OBJECTIVE -
Output only the lines from the one holding "Convert this screenshot to React, TypeScript and Tailwind" to the end of the data below, please, copied exactly.
####################
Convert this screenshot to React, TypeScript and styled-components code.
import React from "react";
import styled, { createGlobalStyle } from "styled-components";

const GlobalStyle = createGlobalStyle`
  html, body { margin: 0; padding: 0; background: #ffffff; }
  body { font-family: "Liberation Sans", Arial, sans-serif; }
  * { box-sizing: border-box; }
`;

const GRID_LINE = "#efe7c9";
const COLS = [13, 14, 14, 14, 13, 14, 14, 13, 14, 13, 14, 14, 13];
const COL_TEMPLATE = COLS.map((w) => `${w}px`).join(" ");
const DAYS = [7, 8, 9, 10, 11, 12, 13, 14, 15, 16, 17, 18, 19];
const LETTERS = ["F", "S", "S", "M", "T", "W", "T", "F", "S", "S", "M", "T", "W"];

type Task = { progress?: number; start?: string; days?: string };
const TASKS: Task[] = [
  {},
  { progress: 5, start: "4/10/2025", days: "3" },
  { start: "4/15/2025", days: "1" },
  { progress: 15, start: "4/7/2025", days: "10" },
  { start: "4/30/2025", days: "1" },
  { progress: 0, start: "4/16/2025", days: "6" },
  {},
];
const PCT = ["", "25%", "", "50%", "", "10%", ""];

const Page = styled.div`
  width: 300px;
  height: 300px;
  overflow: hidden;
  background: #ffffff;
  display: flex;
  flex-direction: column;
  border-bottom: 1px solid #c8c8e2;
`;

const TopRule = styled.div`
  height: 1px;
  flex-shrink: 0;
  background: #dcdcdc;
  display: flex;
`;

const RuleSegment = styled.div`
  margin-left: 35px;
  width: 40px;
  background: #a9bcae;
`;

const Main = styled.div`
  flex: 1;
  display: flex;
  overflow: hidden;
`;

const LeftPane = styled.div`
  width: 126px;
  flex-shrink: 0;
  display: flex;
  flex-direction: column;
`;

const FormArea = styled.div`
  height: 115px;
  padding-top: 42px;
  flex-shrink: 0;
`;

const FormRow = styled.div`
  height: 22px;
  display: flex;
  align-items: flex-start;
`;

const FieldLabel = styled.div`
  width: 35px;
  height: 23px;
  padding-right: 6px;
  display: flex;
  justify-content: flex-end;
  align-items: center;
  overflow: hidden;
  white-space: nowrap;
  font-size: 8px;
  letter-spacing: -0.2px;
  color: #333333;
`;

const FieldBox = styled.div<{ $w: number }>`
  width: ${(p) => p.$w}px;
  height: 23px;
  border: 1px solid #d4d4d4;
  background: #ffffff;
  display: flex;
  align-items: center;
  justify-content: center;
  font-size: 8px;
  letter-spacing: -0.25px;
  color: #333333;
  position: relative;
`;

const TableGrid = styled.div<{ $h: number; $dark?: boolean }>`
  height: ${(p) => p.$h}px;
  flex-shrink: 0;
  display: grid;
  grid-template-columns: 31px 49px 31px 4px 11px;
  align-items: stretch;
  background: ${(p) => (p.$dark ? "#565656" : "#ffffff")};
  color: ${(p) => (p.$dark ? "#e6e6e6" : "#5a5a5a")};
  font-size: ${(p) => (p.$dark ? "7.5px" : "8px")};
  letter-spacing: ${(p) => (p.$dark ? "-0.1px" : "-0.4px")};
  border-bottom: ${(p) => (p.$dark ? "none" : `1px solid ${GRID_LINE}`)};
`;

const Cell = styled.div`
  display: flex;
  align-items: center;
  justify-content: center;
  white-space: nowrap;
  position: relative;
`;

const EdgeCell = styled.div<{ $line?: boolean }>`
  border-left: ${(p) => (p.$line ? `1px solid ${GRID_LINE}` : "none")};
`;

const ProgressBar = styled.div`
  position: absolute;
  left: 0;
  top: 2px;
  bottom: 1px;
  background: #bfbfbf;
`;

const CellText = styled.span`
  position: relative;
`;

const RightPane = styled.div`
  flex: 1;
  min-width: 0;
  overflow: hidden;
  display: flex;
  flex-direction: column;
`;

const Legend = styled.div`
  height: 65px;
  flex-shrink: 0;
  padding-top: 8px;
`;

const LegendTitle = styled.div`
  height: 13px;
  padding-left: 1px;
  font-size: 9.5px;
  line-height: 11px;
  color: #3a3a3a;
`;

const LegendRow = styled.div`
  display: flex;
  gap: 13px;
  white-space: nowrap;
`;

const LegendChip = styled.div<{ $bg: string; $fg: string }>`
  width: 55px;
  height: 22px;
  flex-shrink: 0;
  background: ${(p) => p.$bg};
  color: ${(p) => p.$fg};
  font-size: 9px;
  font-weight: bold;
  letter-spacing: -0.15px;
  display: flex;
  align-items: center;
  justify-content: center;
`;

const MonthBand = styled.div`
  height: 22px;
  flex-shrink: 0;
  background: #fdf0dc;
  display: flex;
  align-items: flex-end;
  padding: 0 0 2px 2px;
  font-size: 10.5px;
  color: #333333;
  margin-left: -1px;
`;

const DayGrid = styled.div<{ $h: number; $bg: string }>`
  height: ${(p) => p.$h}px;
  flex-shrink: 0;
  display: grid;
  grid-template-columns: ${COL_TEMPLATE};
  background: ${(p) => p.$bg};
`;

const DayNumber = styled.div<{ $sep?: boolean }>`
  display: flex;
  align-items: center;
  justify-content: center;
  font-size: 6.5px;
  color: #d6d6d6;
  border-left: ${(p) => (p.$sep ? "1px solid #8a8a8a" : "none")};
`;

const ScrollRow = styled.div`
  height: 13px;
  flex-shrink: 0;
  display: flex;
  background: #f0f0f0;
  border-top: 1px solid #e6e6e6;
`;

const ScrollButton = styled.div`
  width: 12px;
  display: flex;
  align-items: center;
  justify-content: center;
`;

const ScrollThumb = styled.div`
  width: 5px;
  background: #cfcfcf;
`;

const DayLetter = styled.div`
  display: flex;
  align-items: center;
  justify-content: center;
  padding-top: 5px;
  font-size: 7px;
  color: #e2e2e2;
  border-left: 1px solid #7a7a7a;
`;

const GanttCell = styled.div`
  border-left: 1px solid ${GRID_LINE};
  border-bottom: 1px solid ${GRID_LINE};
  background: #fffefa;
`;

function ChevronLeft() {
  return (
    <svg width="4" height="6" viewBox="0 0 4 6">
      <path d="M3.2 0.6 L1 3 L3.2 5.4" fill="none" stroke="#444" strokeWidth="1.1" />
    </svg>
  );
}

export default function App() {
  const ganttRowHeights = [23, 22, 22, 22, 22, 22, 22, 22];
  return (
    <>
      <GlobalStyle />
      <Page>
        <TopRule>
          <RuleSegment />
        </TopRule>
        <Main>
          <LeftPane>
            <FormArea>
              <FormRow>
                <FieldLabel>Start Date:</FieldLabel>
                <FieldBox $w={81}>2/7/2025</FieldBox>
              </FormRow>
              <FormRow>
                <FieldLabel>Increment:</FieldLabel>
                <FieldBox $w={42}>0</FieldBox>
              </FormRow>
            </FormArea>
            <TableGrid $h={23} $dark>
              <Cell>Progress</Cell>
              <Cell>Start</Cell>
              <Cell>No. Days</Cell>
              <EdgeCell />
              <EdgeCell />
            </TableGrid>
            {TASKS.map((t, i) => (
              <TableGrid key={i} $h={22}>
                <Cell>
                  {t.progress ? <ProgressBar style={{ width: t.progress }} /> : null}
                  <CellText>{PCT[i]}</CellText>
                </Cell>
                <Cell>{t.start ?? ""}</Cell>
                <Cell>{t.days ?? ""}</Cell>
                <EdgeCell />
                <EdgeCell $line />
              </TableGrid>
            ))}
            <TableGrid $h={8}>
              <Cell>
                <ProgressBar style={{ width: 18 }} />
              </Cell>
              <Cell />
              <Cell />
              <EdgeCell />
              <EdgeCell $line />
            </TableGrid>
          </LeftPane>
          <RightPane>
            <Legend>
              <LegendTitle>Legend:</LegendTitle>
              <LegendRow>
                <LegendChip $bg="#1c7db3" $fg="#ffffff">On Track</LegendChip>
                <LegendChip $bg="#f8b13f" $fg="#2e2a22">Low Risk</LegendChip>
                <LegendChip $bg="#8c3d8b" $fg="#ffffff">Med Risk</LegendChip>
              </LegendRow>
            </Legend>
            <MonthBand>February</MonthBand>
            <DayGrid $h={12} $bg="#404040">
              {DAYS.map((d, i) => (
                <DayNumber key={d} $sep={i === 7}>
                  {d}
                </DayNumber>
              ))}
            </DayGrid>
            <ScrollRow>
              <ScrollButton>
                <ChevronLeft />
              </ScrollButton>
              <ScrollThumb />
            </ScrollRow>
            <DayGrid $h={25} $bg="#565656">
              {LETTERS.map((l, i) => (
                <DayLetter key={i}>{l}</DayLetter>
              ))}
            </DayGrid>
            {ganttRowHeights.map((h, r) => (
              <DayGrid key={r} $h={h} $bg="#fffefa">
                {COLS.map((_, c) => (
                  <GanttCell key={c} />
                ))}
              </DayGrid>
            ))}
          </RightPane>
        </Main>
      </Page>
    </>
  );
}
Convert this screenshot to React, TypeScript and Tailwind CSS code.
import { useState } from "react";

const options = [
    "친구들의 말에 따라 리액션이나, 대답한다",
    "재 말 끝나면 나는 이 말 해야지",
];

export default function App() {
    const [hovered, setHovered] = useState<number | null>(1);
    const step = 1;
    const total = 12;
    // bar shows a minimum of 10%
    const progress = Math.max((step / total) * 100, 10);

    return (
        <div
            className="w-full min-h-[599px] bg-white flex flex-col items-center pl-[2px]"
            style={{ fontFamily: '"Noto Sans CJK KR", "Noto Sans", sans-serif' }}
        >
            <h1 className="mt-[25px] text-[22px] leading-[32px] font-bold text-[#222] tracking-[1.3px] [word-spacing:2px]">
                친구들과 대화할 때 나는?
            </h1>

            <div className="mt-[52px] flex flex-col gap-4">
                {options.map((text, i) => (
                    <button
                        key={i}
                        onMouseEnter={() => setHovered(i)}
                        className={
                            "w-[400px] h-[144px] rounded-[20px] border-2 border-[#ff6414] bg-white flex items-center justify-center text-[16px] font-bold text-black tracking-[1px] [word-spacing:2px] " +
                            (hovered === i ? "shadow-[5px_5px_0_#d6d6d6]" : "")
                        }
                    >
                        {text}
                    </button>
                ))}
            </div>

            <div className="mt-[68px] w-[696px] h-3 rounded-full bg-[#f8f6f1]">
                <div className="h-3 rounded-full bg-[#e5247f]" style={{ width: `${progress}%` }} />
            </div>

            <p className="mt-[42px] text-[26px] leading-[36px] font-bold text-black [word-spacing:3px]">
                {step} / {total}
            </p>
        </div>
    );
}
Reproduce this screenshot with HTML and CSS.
####################
OUTPUT OF THE TASK -
Convert this screenshot to React, TypeScript and Tailwind CSS code.
import { useState } from "react";

const options = [
    "친구들의 말에 따라 리액션이나, 대답한다",
    "재 말 끝나면 나는 이 말 해야지",
];

export default function App() {
    const [hovered, setHovered] = useState<number | null>(1);
    const step = 1;
    const total = 12;
    // bar shows a minimum of 10%
    const progress = Math.max((step / total) * 100, 10);

    return (
        <div
            className="w-full min-h-[599px] bg-white flex flex-col items-center pl-[2px]"
            style={{ fontFamily: '"Noto Sans CJK KR", "Noto Sans", sans-serif' }}
        >
            <h1 className="mt-[25px] text-[22px] leading-[32px] font-bold text-[#222] tracking-[1.3px] [word-spacing:2px]">
                친구들과 대화할 때 나는?
            </h1>

            <div className="mt-[52px] flex flex-col gap-4">
                {options.map((text, i) => (
                    <button
                        key={i}
                        onMouseEnter={() => setHovered(i)}
                        className={
                            "w-[400px] h-[144px] rounded-[20px] border-2 border-[#ff6414] bg-white flex items-center justify-center text-[16px] font-bold text-black tracking-[1px] [word-spacing:2px] " +
                            (hovered === i ? "shadow-[5px_5px_0_#d6d6d6]" : "")
                        }
                    >
                        {text}
                    </button>
                ))}
            </div>

            <div className="mt-[68px] w-[696px] h-3 rounded-full bg-[#f8f6f1]">
                <div className="h-3 rounded-full bg-[#e5247f]" style={{ width: `${progress}%` }} />
            </div>

            <p className="mt-[42px] text-[26px] leading-[36px] font-bold text-black [word-spacing:3px]">
                {step} / {total}
            </p>
        </div>
    );
}
Reproduce this screenshot with HTML and CSS.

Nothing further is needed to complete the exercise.